Adding to the eclectic atmosphere is the setting—Hosteria dinners are held at local art exhibition spaces, among them the IF&D and Wally Workman galleries.
Dinner can be a logistical challenge—all eight courses are prepped at Hosteria’s commercial kitchen and put together on-site. But it’s one that taps perfectly into Anne’s real passion. “I put myself through Texas State while bartending at Vespaio,” she says. “I can talk about food and wine all day, and I love service. I was on my way to law school when I suddenly thought, ‘you know, my heart’s not in this.’ ”
The revelation ultimately led her to form a supper-club partnership with then-Vespaio-chef Andrew Francisco. He cooked, designed menus and shopped for the best local ingredients while Anne did everything else, from staffing to clean-up to serving as informal master of culinary ceremonies. When Francisco moved on, Rutt connected with John Cain, a Jeffrey’s-trained chef who’d just moved back to Austin.

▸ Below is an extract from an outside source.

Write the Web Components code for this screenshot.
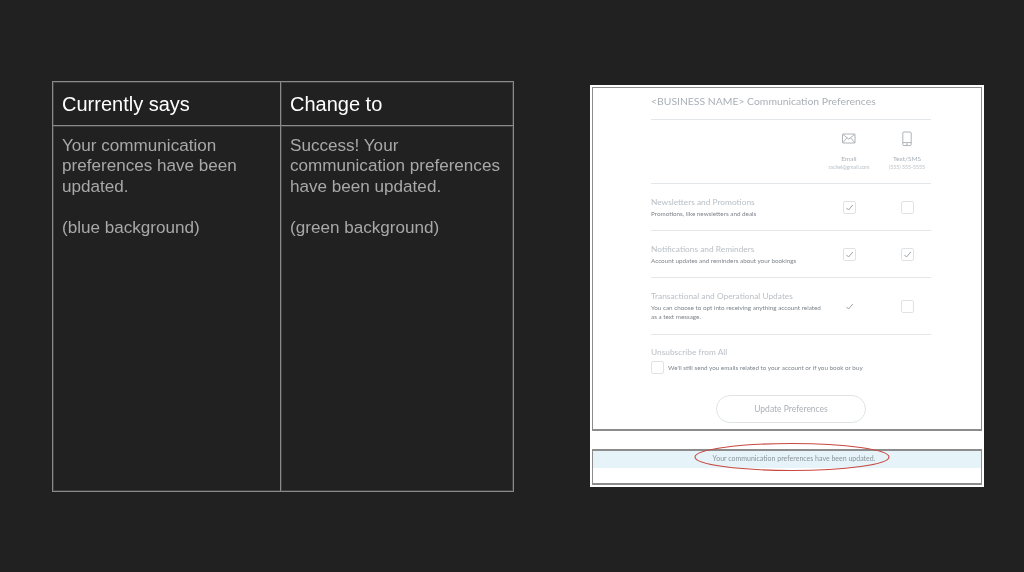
<!DOCTYPE html>
<html lang="en">
<head>
<meta charset="utf-8">
<title>Copy change</title>
<style>
  html, body { margin: 0; height: 100%; background: #212121; }
  body { overflow: hidden; font-family: "Liberation Sans", Arial, sans-serif; }
</style>
</head>
<body>
<copy-slide>
  <copy-table slot="table">
    <copy-column>
      <span slot="head">Currently says</span>
      Your communication preferences have been updated.<br><br>(blue background)
    </copy-column>
    <copy-column>
      <span slot="head">Change to</span>
      Success! Your communication preferences have been updated.<br><br>(green background)
    </copy-column>
  </copy-table>
  <prefs-shot slot="shot">
    <pref-row title="Newsletters and Promotions" email="on" sms="off">Promotions, like newsletters and deals</pref-row>
    <pref-row title="Notifications and Reminders" email="on" sms="on">Account updates and reminders about your bookings</pref-row>
    <pref-row title="Transactional and Operational Updates" email="bare" sms="off" tall>You can choose to opt into receiving anything account related<br>as a text message.</pref-row>
  </prefs-shot>
</copy-slide>

<script>
(function () {
  const CHECK = '<svg viewBox="0 0 13 13" width="13" height="13"><path d="M3.4 6.9 5.5 9 9.8 4" fill="none" stroke="#8f979d" stroke-width="0.9"/></svg>';

  class CopySlide extends HTMLElement {
    constructor() {
      super();
      this.attachShadow({ mode: 'open' });
      this.shadowRoot.innerHTML = `
        <style>
          :host { display: flex; align-items: flex-start; padding: 81px 0 0 52px; gap: 76px; }
          .shot { display: block; margin-top: 4px; }
        </style>
        <slot name="table"></slot>
        <div class="shot"><slot name="shot"></slot></div>
      `;
    }
  }

  class CopyTable extends HTMLElement {
    constructor() {
      super();
      this.attachShadow({ mode: 'open' });
      this.shadowRoot.innerHTML = `
        <style>
          :host {
            display: grid;
            grid-template-columns: 228px 1fr;
            box-sizing: border-box;
            width: 462px;
            height: 411px;
            border: 1px solid #8a8a8a;
            box-shadow: inset 0 0 0 1px #3e3e3e;
          }
        </style>
        <slot></slot>
      `;
    }
  }

  class CopyColumn extends HTMLElement {
    constructor() {
      super();
      this.attachShadow({ mode: 'open' });
      this.shadowRoot.innerHTML = `
        <style>
          :host { display: flex; flex-direction: column; min-width: 0; }
          :host(:first-child) { border-right: 1px solid #8a8a8a; box-shadow: 1px 0 0 #3e3e3e; }
          .head {
            box-sizing: border-box;
            height: 44px;
            padding: 11px 9px 0;
            border-bottom: 1px solid #8a8a8a;
            box-shadow: 0 1px 0 #3e3e3e;
            color: #fff;
            font-size: 20px;
            line-height: 23px;
          }
          .body {
            padding: 10px 9px 0;
            color: #a8a8a8;
            font-size: 17.1px;
            line-height: 20.4px;
          }
          .head span, .body span { display: block; filter: blur(0.3px); }
        </style>
        <div class="head"><span><slot name="head"></slot></span></div>
        <div class="body"><span><slot></slot></span></div>
      `;
    }
  }

  class PrefBox extends HTMLElement {
    static get observedAttributes() {
      return ['state'];
    }

    constructor() {
      super();
      this.attachShadow({ mode: 'open' });
    }

    connectedCallback() {
      this.render();
    }

    attributeChangedCallback() {
      if (this.isConnected) {
        this.render();
      }
    }

    render() {
      const state = this.getAttribute('state') || 'off';
      this.shadowRoot.innerHTML = `
        <style>
          :host { display: block; width: 13px; height: 13px; }
          .box {
            box-sizing: border-box;
            width: 13px;
            height: 13px;
            border: 1px solid ${state === 'bare' ? 'transparent' : '#dfe3e6'};
            border-radius: 2px;
            position: relative;
          }
          svg { position: absolute; left: -1px; top: -1px; display: block; }
        </style>
        <div class="box">${state === 'off' ? '' : CHECK}</div>
      `;
    }
  }

  class PrefRow extends HTMLElement {
    constructor() {
      super();
      this.attachShadow({ mode: 'open' });
    }

    connectedCallback() {
      const tall = this.hasAttribute('tall');
      this.shadowRoot.innerHTML = `
        <style>
          :host {
            display: grid;
            grid-template-columns: 164px 68px 48px;
            align-items: center;
            justify-items: center;
            height: ${tall ? 56 : 46}px;
            border-bottom: 1px solid #e4e7e9;
          }
          .text { justify-self: start; white-space: nowrap; }
          .title { color: #b9c0c6; font-size: 8.35px; line-height: 11px; }
          .desc { margin-top: 1px; color: #7d858c; font-size: 6.3px; line-height: ${tall ? 9.5 : 9}px; }
        </style>
        <div class="text">
          <div class="title">${this.getAttribute('title')}</div>
          <div class="desc"><slot></slot></div>
        </div>
        <pref-box state="${this.getAttribute('email')}"></pref-box>
        <pref-box state="${this.getAttribute('sms')}"></pref-box>
      `;
    }
  }

  class PrefsShot extends HTMLElement {
    constructor() {
      super();
      this.attachShadow({ mode: 'open' });
      this.shadowRoot.innerHTML = `
        <style>
          :host {
            display: block;
            box-sizing: border-box;
            width: 394px;
            height: 402px;
            padding: 2px;
            position: relative;
            background: #fff;
            font-family: Lato, "Open Sans", sans-serif;
          }
          .frame { box-sizing: border-box; border: 1px solid #8c8c8c; width: 390px; }
          .top { height: 344px; padding: 0 50px 0 58px; border-bottom-width: 2px; }
          .inner { filter: blur(0.5px); }
          .heading { height: 31px; border-bottom: 1px solid #e4e7e9; color: #a9b0b7; font-size: 10.4px; line-height: 27px; }
          .channels {
            display: grid;
            grid-template-columns: 164px 68px 48px;
            justify-items: center;
            height: 64px;
            border-bottom: 1px solid #e4e7e9;
            box-sizing: border-box;
            text-align: center;
          }
          .channel { display: flex; flex-direction: column; align-items: center; padding-top: 11px; white-space: nowrap; }
          .channel svg { display: block; height: 16px; }
          .channel b { margin-top: 7px; font-weight: 400; color: #aab1b7; font-size: 6.5px; line-height: 9px; }
          .channel small { color: #b9c0c6; font-size: 5.2px; line-height: 9px; }
          .unsub { padding-top: 12px; }
          .unsub h4 { margin: 0; font-weight: 400; color: #b9c0c6; font-size: 8.35px; line-height: 11px; }
          .opt { display: flex; align-items: center; gap: 4px; margin-top: 3px; color: #7d858c; font-size: 6.3px; }
          .cta { display: flex; justify-content: center; padding-top: 21px; }
          .cta span {
            box-sizing: border-box;
            width: 150px;
            height: 28px;
            border: 1px solid #dfe3e6;
            border-radius: 14px;
            color: #aab1b7;
            font-size: 8.5px;
            line-height: 26px;
            text-align: center;
          }
          .gap { height: 18px; }
          .banner { height: 36px; border-width: 2px 1px; }
          .banner div {
            box-sizing: border-box;
            height: 17px;
            padding-left: 14px;
            background: #e6f3f9;
            color: #8b949c;
            font-size: 7px;
            line-height: 15px;
            text-align: center;
          }
          .banner span { display: block; filter: blur(0.4px); }
          .ring { position: absolute; left: 103px; top: 357px; display: block; }
        </style>
        <div class="frame top">
          <div class="inner">
            <div class="heading">&lt;BUSINESS NAME&gt; Communication Preferences</div>
            <div class="channels">
              <span></span>
              <div class="channel">
                <svg viewBox="0 0 16 16" width="16" height="16" fill="none" stroke="#9aa1a7" stroke-width="0.8">
                  <rect x="1.5" y="3" width="12.5" height="9" rx="0.6"/>
                  <path d="M1.8 3.3 7.75 8.1 13.8 3.3M1.8 11.7 6 6.7M13.8 11.7 9.5 6.7"/>
                </svg>
                <b>Email</b><small>rachel@gmail.com</small>
              </div>
              <div class="channel">
                <svg viewBox="0 0 10 16" width="10" height="16" fill="none" stroke="#9aa1a7" stroke-width="0.8">
                  <rect x="0.8" y="1" width="8.4" height="13.6" rx="1"/>
                  <path d="M0.8 11.6H9.2M4 13.1H6"/>
                </svg>
                <b>Text/SMS</b><small>(555) 555-5555</small>
              </div>
            </div>
            <slot></slot>
            <div class="unsub">
              <h4>Unsubscribe from All</h4>
              <div class="opt"><pref-box state="off"></pref-box>We'll still send you emails related to your account or if you book or buy</div>
            </div>
            <div class="cta"><span>Update Preferences</span></div>
          </div>
        </div>
        <div class="gap"></div>
        <div class="frame banner"><div><span>Your communication preferences have been updated.</span></div></div>
        <svg class="ring" width="198" height="30" viewBox="0 0 198 30">
          <ellipse cx="99" cy="15" rx="97" ry="13.5" fill="none" stroke="#c8483f" stroke-width="1.1"/>
        </svg>
      `;
    }
  }

  customElements.define('copy-slide', CopySlide);
  customElements.define('copy-table', CopyTable);
  customElements.define('copy-column', CopyColumn);
  customElements.define('pref-box', PrefBox);
  customElements.define('pref-row', PrefRow);
  customElements.define('prefs-shot', PrefsShot);
})();
</script>
</body>
</html>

Oliver Everette and his partner, both devotees of Austin’s burgeoning supper club scene, became instant fans. “We’ve been to five of their dinners,” he says. “The first was at the Pump Project—a gallery and workspace for 30-plus artists. You walk into that atmosphere, but you also see the candles and white linens and all these new people to meet. We got to meet the artists and see their spaces. Some were even working. About 30 people sat down in the middle of all that beautiful art.”
At this point, Anne Rutt is far more comfortable in her mobile hosteria than she ever would have been in law school, and she’s looking forward to dinners featuring guest chefs from Uchi, Wink and other local restaurants.
“It’s so rewarding to watch a bunch of strangers come together and leave as friends,” she says. “And all over a nice meal.”